The overall sense received from this book is a modest one, its project being explicatory rather than innovative; it builds not only on Lacan but on the work of others, whom Mellard is more than happy to acknowledge throughout. Even at the moments when he reads the literary texts in question, he refers back to other interpreters of Lacan for authority in his use of Lacanian tropes and structures. Mellard's advocacy of a Lacanian rather than a Freudian poetics is importantly foregrounded throughout. It is shown through this emphasis that one does not use the text as a (dubious) way through to the author's psychology, a contentious use of Freud in literary studies at best. Nor does Mellard make the error of supposing, through the use of analytical discourse, that the character of novels are "real," that they are human.

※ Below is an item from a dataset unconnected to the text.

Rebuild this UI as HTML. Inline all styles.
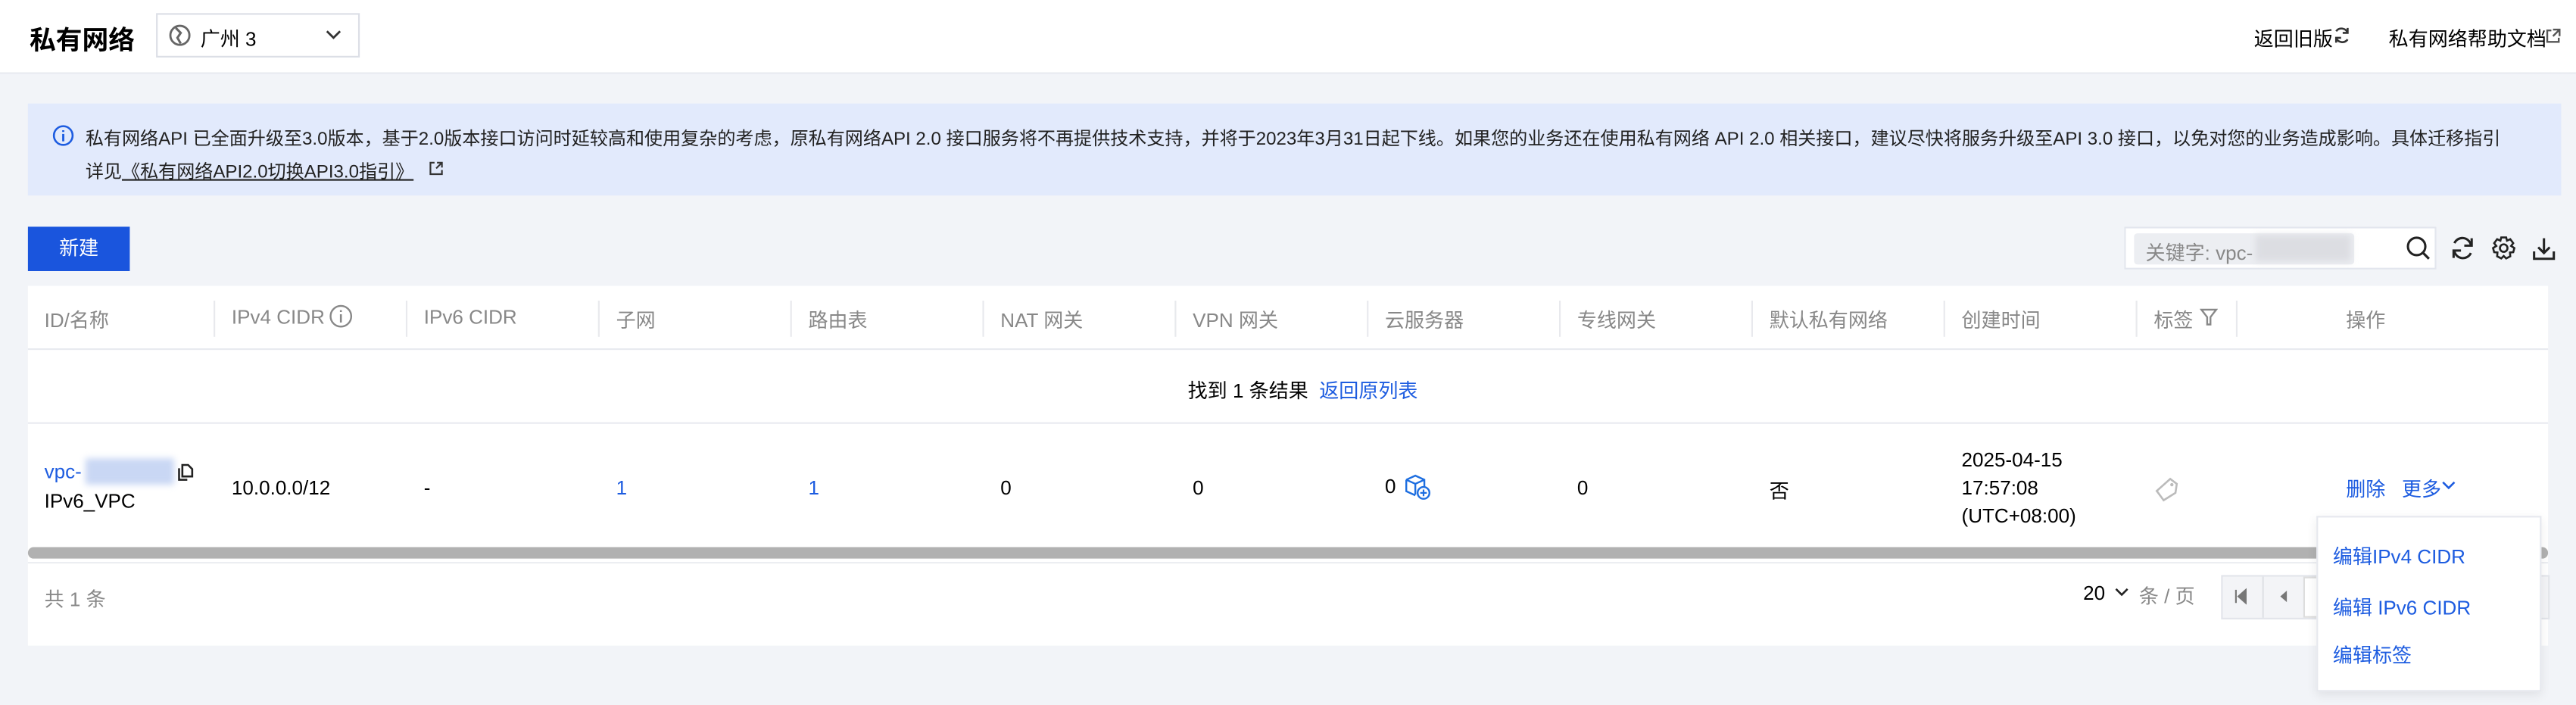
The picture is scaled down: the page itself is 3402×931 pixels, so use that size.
<!DOCTYPE html>
<html><head><meta charset="utf-8"><style>
*{box-sizing:border-box;margin:0;padding:0}
html,body{width:3402px;height:930px;overflow:hidden;background:#f2f4f8}
#w{position:absolute;left:0;top:0;width:1568px;height:429px;transform:scale(2.16964);transform-origin:0 0;font-family:"Liberation Sans","Noto Sans CJK SC",sans-serif;font-size:12px;color:#000;background:#f2f4f8}
.a{position:absolute;white-space:nowrap}
.blue{color:#1d5ce0}
.gray{color:#888}
.hd{color:#888;top:186px}
.sep{position:absolute;top:183px;width:1px;height:22px;background:#e8e9ed}
</style></head><body><div id="w">
<div class="a" style="left:0;top:0;width:1568px;height:45px;background:#fff;border-bottom:1px solid #e8eaf0"></div>
<div class="a" style="left:18px;top:11px;font-size:16px;font-weight:bold">私有网络</div>
<div class="a" style="left:95px;top:8px;width:124px;height:27px;border:1px solid #dcdfe6;background:#fff"></div>
<svg class="a" style="left:103px;top:15px" width="13" height="13" viewBox="0 0 13 13"><circle cx="6.5" cy="6.5" r="5.8" fill="none" stroke="#666" stroke-width="1.3"/><path d="M4 2 L7 5 L5 8 L7 11.5" fill="none" stroke="#666" stroke-width="1.4"/></svg>
<div class="a" style="left:122px;top:15px">广州 3</div>
<svg class="a" style="left:198px;top:17px" width="10" height="8"><path d="M1 2 L5 6 L9 2" fill="none" stroke="#333" stroke-width="1.3"/></svg>
<div class="a" style="left:1372px;top:15px">返回旧版</div>
<svg class="a" style="left:1420px;top:16px" width="11" height="11" viewBox="0 0 11 11"><path d="M9 4 A4 4 0 0 0 2 3 M2 7 A4 4 0 0 0 9 8" fill="none" stroke="#333" stroke-width="1.2"/><path d="M9 1 V4 H6 M2 10 V7 H5" fill="none" stroke="#333" stroke-width="1.2"/></svg>
<div class="a" style="left:1454px;top:15px">私有网络帮助文档</div>
<svg class="a" style="left:1549px;top:17px" width="10" height="10"><path d="M4 1.5 H1.5 V8.5 H8.5 V6 M5 1 H9 V5 M9 1 L5 5" fill="none" stroke="#555" stroke-width="1.1"/></svg>

<div class="a" style="left:17px;top:63px;width:1542px;height:56px;background:#e2eafc"></div>
<svg class="a" style="left:32px;top:76px" width="13" height="13"><circle cx="6.5" cy="6.5" r="5.7" fill="none" stroke="#1d5ce0" stroke-width="1.2"/><path d="M6.5 5.5 V10 M6.5 3.3 V4.3" stroke="#1d5ce0" stroke-width="1.3"/></svg>
<div class="a" style="left:52px;top:76px;color:#222;font-size:11.1px">私有网络API 已全面升级至3.0版本，基于2.0版本接口访问时延较高和使用复杂的考虑，原私有网络API 2.0 接口服务将不再提供技术支持，并将于2023年3月31日起下线。如果您的业务还在使用私有网络 API 2.0 相关接口，建议尽快将服务升级至API 3.0 接口，以免对您的业务造成影响。具体迁移指引</div>
<div class="a" style="left:52px;top:96px;color:#222;font-size:11.1px">详见<span style="text-decoration:underline">《私有网络API2.0切换API3.0指引》</span></div>
<svg class="a" style="left:261px;top:98px" width="9" height="9"><path d="M3.5 1 H1 V8 H8 V5.5 M5 1 H8 V4 M8 1 L4.5 4.5" fill="none" stroke="#333" stroke-width="1"/></svg>

<div class="a" style="left:17px;top:138px;width:62px;height:27px;background:#1a55dd;color:#fff;text-align:center;line-height:27px">新建</div>
<div class="a" style="left:1293px;top:138px;width:190px;height:26px;background:#fff;border:1px solid #e3e6ee"></div>
<div class="a" style="left:1299px;top:142px;width:134px;height:19px;background:#eceef2;border-radius:2px"></div>
<div class="a gray" style="left:1306px;top:145px">关键字: vpc-</div>
<div class="a" style="left:1373px;top:143px;width:58px;height:16px;background:#dcdde2;filter:blur(2px)"></div>
<svg class="a" style="left:1464px;top:143px" width="16" height="16"><circle cx="7" cy="7" r="5.3" fill="none" stroke="#222" stroke-width="1.4"/><path d="M11 11 L14.5 14.5" stroke="#222" stroke-width="1.5"/></svg>
<svg class="a" style="left:1491px;top:143px" width="16" height="16" viewBox="0 0 16 16"><path d="M13 6 A5.3 5.3 0 0 0 3 5 M3 10 A5.3 5.3 0 0 0 13 11" fill="none" stroke="#222" stroke-width="1.4"/><path d="M13.5 2 V6.5 H9 M2.5 14 V9.5 H7" fill="none" stroke="#222" stroke-width="1.4"/></svg>
<svg class="a" style="left:1516px;top:143px" width="16" height="16" viewBox="0 0 16 16"><path d="M6.5 1.5 H9.5 L10 3.5 L12 2.6 L13.8 5 L12.5 6.7 L14.5 8 L13.8 10.5 L11.8 10.7 L12 13 L9.5 14.3 L8 12.8 L6.5 14.3 L4 13 L4.2 10.7 L2.2 10.5 L1.5 8 L3.5 6.7 L2.2 5 L4 2.6 L6 3.5 Z" fill="none" stroke="#222" stroke-width="1.2"/><circle cx="8" cy="8" r="2.3" fill="none" stroke="#222" stroke-width="1.2"/></svg>
<svg class="a" style="left:1541px;top:144px" width="15" height="15"><path d="M7.5 1 V10 M4 6.5 L7.5 10 L11 6.5 M1.5 9 V13.5 H13.5 V9" fill="none" stroke="#222" stroke-width="1.4"/></svg>

<div class="a" style="left:17px;top:174px;width:1534px;height:219px;background:#fff"></div>
<div class="a" style="left:17px;top:212px;width:1534px;height:1px;background:#e8eaf0"></div>
<div class="a" style="left:17px;top:257px;width:1534px;height:1px;background:#e8eaf0"></div>
<div class="sep" style="left:130px"></div><div class="sep" style="left:247px"></div><div class="sep" style="left:364px"></div><div class="sep" style="left:481px"></div><div class="sep" style="left:598px"></div><div class="sep" style="left:715px"></div><div class="sep" style="left:832px"></div><div class="sep" style="left:949px"></div><div class="sep" style="left:1066px"></div><div class="sep" style="left:1183px"></div><div class="sep" style="left:1300px"></div><div class="sep" style="left:1361px"></div>
<div class="a hd" style="left:27px">ID/名称</div>
<div class="a hd" style="left:141px">IPv4 CIDR</div>
<svg class="a" style="left:200px;top:185px" width="15" height="15"><circle cx="7.5" cy="7.5" r="6.3" fill="none" stroke="#888" stroke-width="1.1"/><path d="M7.5 6.3 V11.3 M7.5 3.8 V4.9" stroke="#888" stroke-width="1.2"/></svg>
<div class="a hd" style="left:258px">IPv6 CIDR</div>
<div class="a hd" style="left:375px">子网</div>
<div class="a hd" style="left:492px">路由表</div>
<div class="a hd" style="left:609px">NAT 网关</div>
<div class="a hd" style="left:726px">VPN 网关</div>
<div class="a hd" style="left:843px">云服务器</div>
<div class="a hd" style="left:960px">专线网关</div>
<div class="a hd" style="left:1077px">默认私有网络</div>
<div class="a hd" style="left:1194px">创建时间</div>
<div class="a hd" style="left:1311px">标签</div>
<svg class="a" style="left:1339px;top:187px" width="11" height="12"><path d="M1 1.5 H10 L6.5 6 V10.5 H4.5 V6 Z" fill="none" stroke="#888" stroke-width="1.1"/></svg>
<div class="a hd" style="left:1428px">操作</div>

<div class="a" style="left:723px;top:229px">找到 1 条结果 <span class="blue">&nbsp;返回原列表</span></div>

<div class="a blue" style="left:27px;top:280px">vpc-</div>
<div class="a" style="left:52px;top:279px;width:54px;height:16px;background:#c9d7f4;filter:blur(2px)"></div>
<svg class="a" style="left:108px;top:282px" width="10" height="11"><path d="M3 1 H6.5 L9 3.5 V8 H3 Z M1 3 V10 H6" fill="none" stroke="#222" stroke-width="1.2"/></svg>
<div class="a" style="left:27px;top:298px">IPv6_VPC</div>
<div class="a" style="left:141px;top:290px">10.0.0.0/12</div>
<div class="a" style="left:258px;top:290px">-</div>
<div class="a blue" style="left:375px;top:290px">1</div>
<div class="a blue" style="left:492px;top:290px">1</div>
<div class="a" style="left:609px;top:290px">0</div>
<div class="a" style="left:726px;top:290px">0</div>
<div class="a" style="left:843px;top:289px">0</div>
<svg class="a" style="left:854px;top:288px" width="18" height="17"><path d="M2 4 L7.5 1.5 L13 4 V8 M2 4 V11 L7.5 13.5 M2 4 L7.5 6.5 L13 4 M7.5 6.5 V13" fill="none" stroke="#1d6ee0" stroke-width="1.1"/><circle cx="12.5" cy="12" r="3.6" fill="#fff" stroke="#1d6ee0" stroke-width="1.1"/><path d="M12.5 10 V14 M10.5 12 H14.5" stroke="#1d6ee0" stroke-width="1"/></svg>
<div class="a" style="left:960px;top:290px">0</div>
<div class="a" style="left:1077px;top:290px">否</div>
<div class="a" style="left:1194px;top:272px;line-height:17px">2025-04-15<br>17:57:08<br>(UTC+08:00)</div>
<svg class="a" style="left:1311px;top:290px" width="16" height="16"><path d="M10 1.5 L14 4.5 L13.2 10 L6 14.5 L1.8 8.8 Z" fill="none" stroke="#bbb" stroke-width="1.2"/><circle cx="11" cy="5" r="1" fill="#bbb"/></svg>
<div class="a blue" style="left:1428px;top:289px">删除&nbsp;&nbsp; 更多</div>
<svg class="a" style="left:1486px;top:292px" width="9" height="7"><path d="M1 1.5 L4.5 5 L8 1.5" fill="none" stroke="#1d5ce0" stroke-width="1.2"/></svg>

<div class="a" style="left:17px;top:333px;width:1534px;height:7px;background:#b1b1b1;border-radius:4px"></div>
<div class="a" style="left:17px;top:342px;width:1534px;height:1px;background:#eceef2"></div>
<div class="a gray" style="left:27px;top:356px">共 1 条</div>
<div class="a" style="left:1268px;top:354px">20</div>
<svg class="a" style="left:1287px;top:357px" width="9" height="7"><path d="M1 1.5 L4.5 5 L8 1.5" fill="none" stroke="#222" stroke-width="1.2"/></svg>
<div class="a gray" style="left:1302px;top:354px">条 / 页</div>
<div class="a" style="left:1352px;top:350px;width:200px;height:27px;background:#f3f4f7;border:1px solid #e3e5eb"></div>
<div class="a" style="left:1377px;top:351px;width:1px;height:25px;background:#dfe1e6"></div>
<div class="a" style="left:1402px;top:351px;width:30px;height:25px;background:#fff;border:1px solid #ddd"></div>
<svg class="a" style="left:1359px;top:358px" width="10" height="10"><path d="M2 1 V9 M8 1 L3.5 5 L8 9 Z" fill="#777" stroke="#777"/></svg>
<svg class="a" style="left:1385px;top:358px" width="10" height="10"><path d="M7 1.5 L3 5 L7 8.5 Z" fill="#777"/></svg>

<div class="a" style="left:1410px;top:314px;width:137px;height:107px;background:#fff;border:1px solid #e6e8ee;box-shadow:0 2px 6px rgba(0,0,0,.08)"></div>
<div class="a blue" style="left:1420px;top:330px">编辑IPv4 CIDR</div>
<div class="a blue" style="left:1420px;top:361px">编辑 IPv6 CIDR</div>
<div class="a blue" style="left:1420px;top:390px">编辑标签</div>
</div></body></html>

In this judicious practice of a Lacanian reading technique, one is reminded of Lacan's own cautious approach to the act of unravelling narratives (despite the latter's own hyperbole). And, if there is a recent book to which James Mellard' should be compared, it is Sheldon Brivic's The Veil of Signs: Joyce, Lacan and Perception. Although this book is a significant single-author study, Brivic's patient expositions are similar to Mellard's in their attempt to involve Lacan in literature and in the interrogation of the mechanics of the linguistic-unconscious-symbolic structures that inform the literary text.

In concluding, Mellard offers an oversight of recent studies of Lacan, particularly those of Shoshana Felman, Catherine Clement, Juliet Flower MacCannell, and Christine van Boheemen. The focus is deliberate since it draws to the reader's attention the issue of reading Lacan from other perspectives, specifically feminist in orientation, and suggests an other way forward for the application of Lacan to literary studies. From this, Mellard concludes that the "necessary elements are in place for a Lacanian criticism of literature" (218). It can only be added that Mellard's book is crucial in establishing those necessary elements, and to ignore it is to ignore a modest but key player in th establishment of a vigorous Lacanian criticism.

Julian Wolfreys University of Luton

Other Works Cited

Brivic, Sheldon. The Veil of Signs: Joyce, Lacan and Perception. Urbana: U of Illinois P, 1991.

Felman, Shoshana. "Turning the Screw of Interpretation." Literature and Psychoanalysis: The Question of Reading: Otherwise. Ed. Shoshana Felman. Baltimore: Johns Hopkins UP, 1982.